### EXERCISE
Below are records to transcribe exactly, without their pictures.

### EXTRACTED MATERIAL
====
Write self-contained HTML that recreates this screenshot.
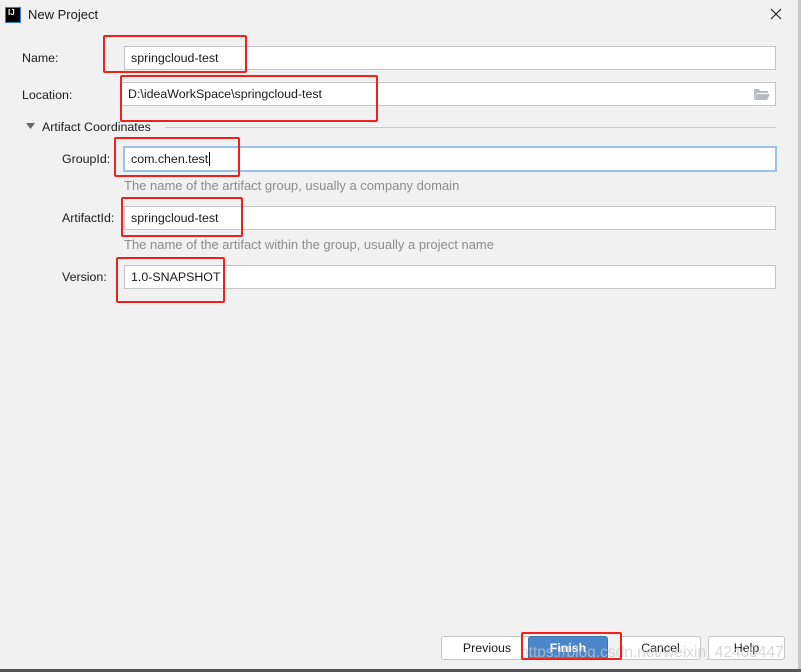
<!DOCTYPE html><html><head><style>
body{margin:0;width:801px;height:672px;background:#f1f1f1;font-family:"Liberation Sans",sans-serif;font-size:12.4px;color:#1a1a1a;position:relative;overflow:hidden}
.a{position:absolute}
.in{position:absolute;background:#fff;border:1px solid #c4c4c4;box-sizing:border-box;height:24px;line-height:22px;padding-left:6px}
.lbl{position:absolute;line-height:16px}
.hint{position:absolute;color:#8c8c8c;font-size:13px}
.red{position:absolute;border:2px solid #f0201a;border-radius:2px;box-sizing:border-box}
.btn{position:absolute;top:636px;height:24px;border:1px solid #c4c4c4;border-radius:3px;background:#fff;box-sizing:border-box;text-align:center;line-height:22px}
</style></head><body>
<div class="a" style="left:798px;top:0;width:3px;height:672px;background:#c8c8c8"></div>
<div class="a" style="left:0;top:669px;width:801px;height:3px;background:#555"></div>
<div class="a" style="left:5px;top:7px;width:16px;height:16px;background:#000;border:1px solid #3a7bd5;box-sizing:border-box;color:#fff;font-size:8px;font-weight:bold;line-height:10px;padding-left:2px">IJ</div>
<div class="lbl" style="left:28px;top:7px;font-size:13px">New Project</div>
<svg class="a" style="left:770px;top:8px" width="12" height="12"><path d="M1 1L11 11M11 1L1 11" stroke="#222" stroke-width="1.2"/></svg>
<div class="lbl" style="left:22px;top:50px">Name:</div>
<div class="in" style="left:124px;top:46px;width:652px">springcloud-test</div>
<div class="lbl" style="left:22px;top:87px">Location:</div>
<div class="in" style="left:121px;top:82px;width:655px">D:\ideaWorkSpace\springcloud-test</div>
<svg class="a" style="left:754px;top:88px" width="16" height="12"><path d="M0 1h5l1 2h8v2H3L0 11z" fill="#b8bcc0"/><path d="M3 6h13l-3 6H0z" fill="#b8bcc0"/></svg>
<svg class="a" style="left:26px;top:123px" width="9" height="7"><path d="M0 0h9L4.5 6z" fill="#666"/></svg>
<div class="lbl" style="left:42px;top:119px">Artifact Coordinates</div>
<div class="a" style="left:165px;top:127px;width:611px;height:1px;background:#c8c8c8"></div>
<div class="lbl" style="left:62px;top:151px">GroupId:</div>
<div class="in" style="left:123px;top:146px;width:654px;height:26px;border:2px solid #9cc0ec;padding-left:6px">com.chen.test<span style="border-left:1px solid #000;margin-left:1px"></span></div>
<div class="hint" style="left:124px;top:178px">The name of the artifact group, usually a company domain</div>
<div class="lbl" style="left:62px;top:210px">ArtifactId:</div>
<div class="in" style="left:124px;top:206px;width:652px">springcloud-test</div>
<div class="hint" style="left:124px;top:237px">The name of the artifact within the group, usually a project name</div>
<div class="lbl" style="left:62px;top:269px">Version:</div>
<div class="in" style="left:124px;top:265px;width:652px">1.0-SNAPSHOT</div>
<div class="btn" style="left:441px;width:92px">Previous</div>
<div class="btn" style="left:528px;width:80px;background:#4a86c8;border-color:#3a73b5;color:#fff;font-weight:bold">Finish</div>
<div class="btn" style="left:620px;width:81px">Cancel</div>
<div class="btn" style="left:708px;width:77px">Help</div>
<div class="a" style="left:520px;top:644px;color:rgba(200,200,200,0.7);font-size:15.5px">https://blog.csdn.net/weixin_42408447</div>
<div class="red" style="left:103px;top:35px;width:144px;height:38px"></div>
<div class="red" style="left:120px;top:75px;width:258px;height:47px"></div>
<div class="red" style="left:114px;top:137px;width:126px;height:40px"></div>
<div class="red" style="left:121px;top:197px;width:122px;height:40px"></div>
<div class="red" style="left:116px;top:257px;width:109px;height:46px"></div>
<div class="red" style="left:521px;top:632px;width:101px;height:28px"></div>
</body></html>
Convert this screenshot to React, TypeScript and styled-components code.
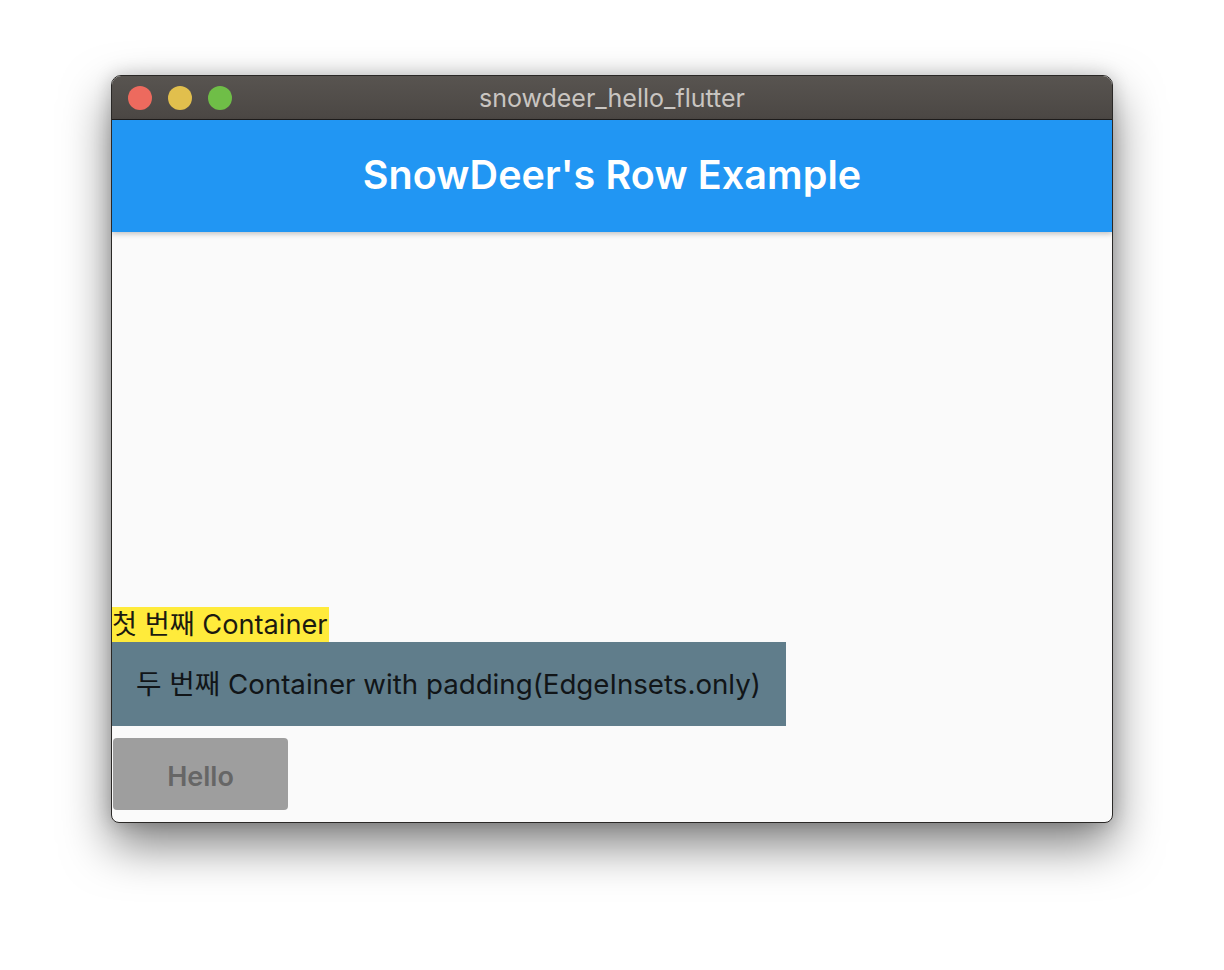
====
### RESULT
Write self-contained HTML that recreates this screenshot.
<!DOCTYPE html><html><head><style>
body{margin:0;width:801px;height:672px;background:#f1f1f1;font-family:"Liberation Sans",sans-serif;font-size:12.4px;color:#1a1a1a;position:relative;overflow:hidden}
.a{position:absolute}
.in{position:absolute;background:#fff;border:1px solid #c4c4c4;box-sizing:border-box;height:24px;line-height:22px;padding-left:6px}
.lbl{position:absolute;line-height:16px}
.hint{position:absolute;color:#8c8c8c;font-size:13px}
.red{position:absolute;border:2px solid #f0201a;border-radius:2px;box-sizing:border-box}
.btn{position:absolute;top:636px;height:24px;border:1px solid #c4c4c4;border-radius:3px;background:#fff;box-sizing:border-box;text-align:center;line-height:22px}
</style></head><body>
<div class="a" style="left:798px;top:0;width:3px;height:672px;background:#c8c8c8"></div>
<div class="a" style="left:0;top:669px;width:801px;height:3px;background:#555"></div>
<div class="a" style="left:5px;top:7px;width:16px;height:16px;background:#000;border:1px solid #3a7bd5;box-sizing:border-box;color:#fff;font-size:8px;font-weight:bold;line-height:10px;padding-left:2px">IJ</div>
<div class="lbl" style="left:28px;top:7px;font-size:13px">New Project</div>
<svg class="a" style="left:770px;top:8px" width="12" height="12"><path d="M1 1L11 11M11 1L1 11" stroke="#222" stroke-width="1.2"/></svg>
<div class="lbl" style="left:22px;top:50px">Name:</div>
<div class="in" style="left:124px;top:46px;width:652px">springcloud-test</div>
<div class="lbl" style="left:22px;top:87px">Location:</div>
<div class="in" style="left:121px;top:82px;width:655px">D:\ideaWorkSpace\springcloud-test</div>
<svg class="a" style="left:754px;top:88px" width="16" height="12"><path d="M0 1h5l1 2h8v2H3L0 11z" fill="#b8bcc0"/><path d="M3 6h13l-3 6H0z" fill="#b8bcc0"/></svg>
<svg class="a" style="left:26px;top:123px" width="9" height="7"><path d="M0 0h9L4.5 6z" fill="#666"/></svg>
<div class="lbl" style="left:42px;top:119px">Artifact Coordinates</div>
<div class="a" style="left:165px;top:127px;width:611px;height:1px;background:#c8c8c8"></div>
<div class="lbl" style="left:62px;top:151px">GroupId:</div>
<div class="in" style="left:123px;top:146px;width:654px;height:26px;border:2px solid #9cc0ec;padding-left:6px">com.chen.test<span style="border-left:1px solid #000;margin-left:1px"></span></div>
<div class="hint" style="left:124px;top:178px">The name of the artifact group, usually a company domain</div>
<div class="lbl" style="left:62px;top:210px">ArtifactId:</div>
<div class="in" style="left:124px;top:206px;width:652px">springcloud-test</div>
<div class="hint" style="left:124px;top:237px">The name of the artifact within the group, usually a project name</div>
<div class="lbl" style="left:62px;top:269px">Version:</div>
<div class="in" style="left:124px;top:265px;width:652px">1.0-SNAPSHOT</div>
<div class="btn" style="left:441px;width:92px">Previous</div>
<div class="btn" style="left:528px;width:80px;background:#4a86c8;border-color:#3a73b5;color:#fff;font-weight:bold">Finish</div>
<div class="btn" style="left:620px;width:81px">Cancel</div>
<div class="btn" style="left:708px;width:77px">Help</div>
<div class="a" style="left:520px;top:644px;color:rgba(200,200,200,0.7);font-size:15.5px">https://blog.csdn.net/weixin_42408447</div>
<div class="red" style="left:103px;top:35px;width:144px;height:38px"></div>
<div class="red" style="left:120px;top:75px;width:258px;height:47px"></div>
<div class="red" style="left:114px;top:137px;width:126px;height:40px"></div>
<div class="red" style="left:121px;top:197px;width:122px;height:40px"></div>
<div class="red" style="left:116px;top:257px;width:109px;height:46px"></div>
<div class="red" style="left:521px;top:632px;width:101px;height:28px"></div>
</body></html>
Convert this screenshot to React, TypeScript and styled-components code.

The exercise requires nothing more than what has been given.